Recipe by izbeedge
This is what used to be on the Bisquick box. This old recipe is moister and has a better topping (if you like gooey crannies) than the recipe on the box now (2008). For my family this is "Grandma's coffee cake" which she makes by the yard when we are together. It is easy to double (and we often do this) and then cook in two round pans. A doubled recipe can also be cooked in a larger rectangular pan (not sure of the cooking time though - sorry)
Top Review by taolee
I had despaired of ever finding this recipe again. I made it as a bride in 1957 using 2 teaspoons of cardamom. Delicious. I had thought perhaps I should had a tad more shortening in the future.

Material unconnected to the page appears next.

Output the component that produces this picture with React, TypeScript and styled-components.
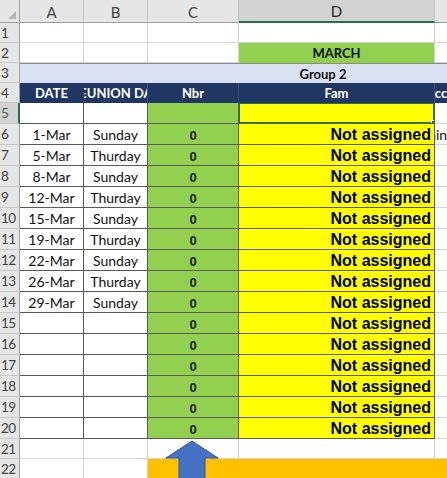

Doubling the topping is a good idea, and doubling the recipe for a 9x13 pan.
Coffee cake batter
- 2 cups Bisquick baking mix
- 2⁄3 cup milk or 2⁄3 cup water
- 2 tablespoons sugar
- 2 tablespoons oil (old variation)
- 1 egg
Old style struesel topping
- 2 tablespoons Bisquick
- 1⁄3 cup sugar
- 2 tablespoons butter (better with butter) or 2 tablespoons hard margarine (better with butter)
- 2 teaspoons cinnamon
Directions See How It's Made
- Heat oven to 375ºF.
- Grease 9-inch round pan.
- Make Cinnamon Streusel; reserve. (my sister often doubles this recipe so that there is lots of topping).
- Stir coffee cake batter ingredients until blended.
- Spread in pan.
- Sprinkle with Cinnamon Streusel.
- Bake 18 to 22 minutes or until golden brown.
- Let sit a few minutes and then serve warm with butter and lots of milk or coffee.